Hidden Figures is not a film I would expect to get too much in-depth material on as far as the production, however a look at the history could be examined. Fortunately, this set of extras allows for some pretty solid looks at the film’s basis and more.
- Audio Commentary by Theodore Melfi and Taraji P. Henson – Fairly entertaining and full of little tidbits. A bit dry overall, but it’s nice to get the writer/director and star in the same room.
- Deleted Scenes (HD, 10:14) – Features optional commentary by director Theodore Melfi.
- It All Adds Up – The Making of Hidden Figures (HD, 41:46) – It’s a set of EPK stuff mixed with some really solid interviews and looks at the history that led to this film.
- No Limits – The Life of Katherine Johnson
- The Right People for the Job
- Recreating an Era
- A Spiritual Journey – The Music of the Film
- Moving the Decimal – Honoring Katherine Johnson
- Hidden Figures: Filming in Georgia (HD, 5:15) – A look at the film’s locations.
- Gallery (HD)
- Theatrical Trailer (HD, 2:25)
- DVD Copy of the Film
- Digital HD Copy of the Film
Hidden Figures easily deserves all the acclaim it received.
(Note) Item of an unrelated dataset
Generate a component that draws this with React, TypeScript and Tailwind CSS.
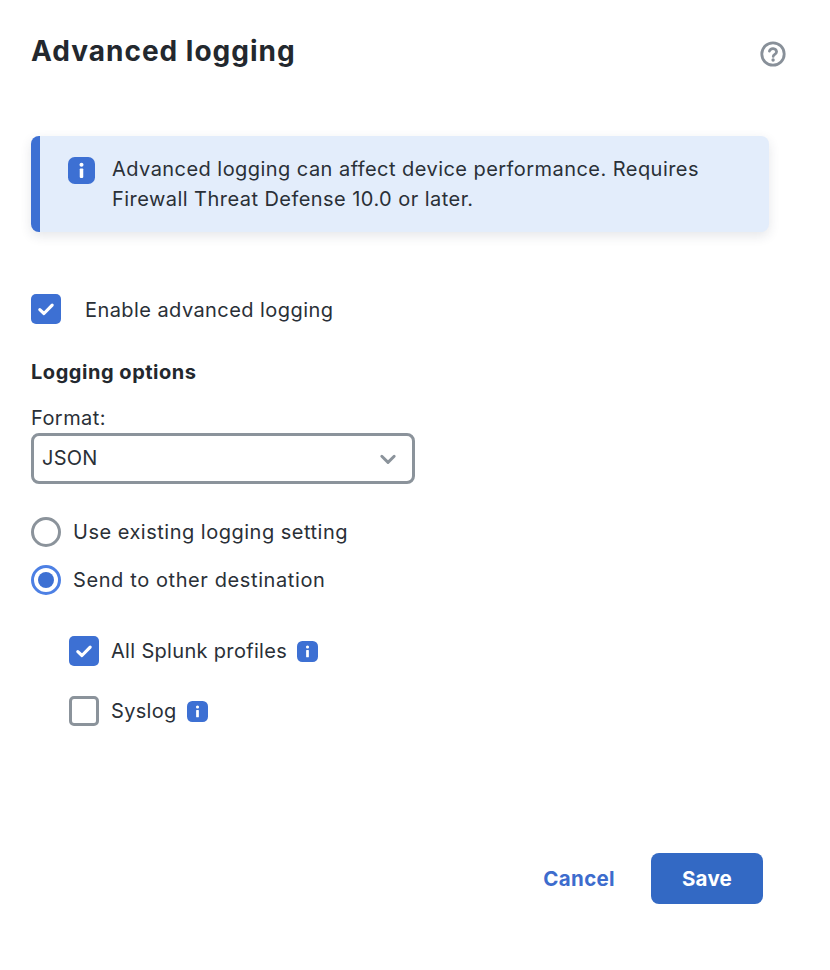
const fontStyle = "font-['Inter',sans-serif]";

function InfoBadge({ className }: { className: string }) {
  return (
    <svg viewBox="0 0 20 20" className={className}>
      <rect width="20" height="20" rx="5" fill="#3d70d3" />
      <circle cx="10" cy="5.7" r="1.5" fill="#fff" />
      <rect x="8.7" y="8.5" width="2.6" height="7" rx="0.6" fill="#fff" />
    </svg>
  );
}

function Check({ on }: { on: boolean }) {
  return on ? (
    <div className="flex h-[30px] w-[30px] shrink-0 items-center justify-center rounded-[5px] bg-[#3d70d3]">
      <svg viewBox="0 0 16 16" className="h-[18px] w-[18px]" fill="none" stroke="#fff" strokeWidth="2.8" strokeLinecap="round" strokeLinejoin="round">
        <path d="M2.5 8.5 6.2 12 13.5 4.5" />
      </svg>
    </div>
  ) : (
    <div className="h-[30px] w-[30px] shrink-0 rounded-[5px] border-[3px] border-[#8b939b] bg-white" />
  );
}

export default function App() {
  return (
    <div className={`${fontStyle} h-[970px] w-[830px] bg-white text-[#2a3037]`}>
      <div className="flex flex-col px-[31px] pt-[31px]">
        <div className="flex items-start justify-between pr-[12px]">
          <h1 className="text-[28px] font-bold leading-[40px] tracking-[1px] text-[#23282e]">Advanced logging</h1>
          <svg viewBox="0 0 28 28" className="mt-[9px] h-[28px] w-[28px]" fill="none">
            <circle cx="14" cy="14" r="11.2" stroke="#889099" strokeWidth="2.8" />
            <path d="M10.4 11.2a3.7 3.7 0 0 1 7.2 0.6c0 2.4-3.4 2.6-3.4 4.6" stroke="#889099" strokeWidth="2.7" strokeLinecap="round" />
            <circle cx="14.1" cy="20" r="1.7" fill="#889099" />
          </svg>
        </div>

        <div className="mt-[65px] flex h-[96px] w-[738px] gap-[17px] rounded-[8px] border-l-[9px] border-[#3d70d3] bg-[#e3edfb] pl-[28px] pr-[40px] pt-[18px] shadow-[0_4px_12px_rgba(40,50,70,0.12)]">
          <InfoBadge className="mt-[3px] h-[27px] w-[27px] shrink-0" />
          <p className="text-[20px] leading-[30px] tracking-[0.45px]">
            Advanced logging can affect device performance. Requires Firewall Threat Defense 10.0 or later.
          </p>
        </div>

        <label className="mt-[62px] flex items-center gap-[24px]">
          <Check on />
          <span className="pt-[2px] text-[20px] leading-[28px] tracking-[0.43px]">Enable advanced logging</span>
        </label>

        <h2 className="mt-[33px] text-[20px] font-bold leading-[30px] tracking-[0.53px] text-[#23282e]">Logging options</h2>

        <div className="mt-[16px] text-[20px] leading-[30px] tracking-[0.43px]">Format:</div>
        <div className="flex h-[51px] w-[384px] items-center justify-between rounded-[8px] border-[3px] border-[#8b939b] pl-[8px] pr-[15px] text-[20px]">
          <span className="pb-[2px] tracking-[0.25px]">JSON</span>
          <svg viewBox="0 0 16 16" className="h-[18px] w-[18px]" fill="none" stroke="#8b939b" strokeWidth="2.6" strokeLinecap="round" strokeLinejoin="round">
            <path d="M2.5 5.5 8 11l5.5-5.5" />
          </svg>
        </div>

        <div className="mt-[33px] flex items-center gap-[12px]">
          <div className="h-[30px] w-[30px] rounded-full border-[3px] border-[#8b939b]" />
          <span className="text-[20px] leading-[30px] tracking-[0.5px]">Use existing logging setting</span>
        </div>
        <div className="mt-[18px] flex items-center gap-[12px]">
          <div className="flex h-[30px] w-[30px] items-center justify-center rounded-full border-[3px] border-[#4d80e4]">
            <div className="h-[16px] w-[16px] rounded-full bg-[#3d70d3]" />
          </div>
          <span className="text-[20px] leading-[30px] tracking-[0.6px]">Send to other destination</span>
        </div>

        <div className="mt-[41px] flex flex-col gap-[30px] pl-[38px]">
          <div className="flex items-center gap-[12px]">
            <Check on />
            <div className="flex items-center gap-[10px]">
              <span className="text-[20px] leading-[30px] tracking-[0.32px]">All Splunk profiles</span>
              <InfoBadge className="h-[21px] w-[21px]" />
            </div>
          </div>
          <div className="flex items-center gap-[12px]">
            <Check on={false} />
            <div className="flex items-center gap-[10px]">
              <span className="text-[20px] leading-[30px] tracking-[0.32px]">Syslog</span>
              <InfoBadge className="h-[21px] w-[21px]" />
            </div>
          </div>
        </div>

        <div className="mt-[127px] flex w-[732px] items-center justify-end gap-[36px]">
          <button className="pt-[2px] text-[20.5px] font-bold tracking-[0.33px] text-[#3d6ccd]">Cancel</button>
          <button className="h-[51px] w-[112px] rounded-[8px] bg-[#3369c4] pt-[2px] text-[20.5px] font-bold tracking-[0.25px] text-white">Save</button>
        </div>
      </div>
    </div>
  );
}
It became a smash hit, as it captured the right balance between struggle and heartwarming story of smart people taking appropriate measures. It is only helped by solid performances from the leads and efficient filmmaking. The Blu-ray follows through by presenting a strong and clear image, matched with a great audio track. Add to that a solid set of bonus features and you have a film that can easily sit with other inspirational dramas on your shelf.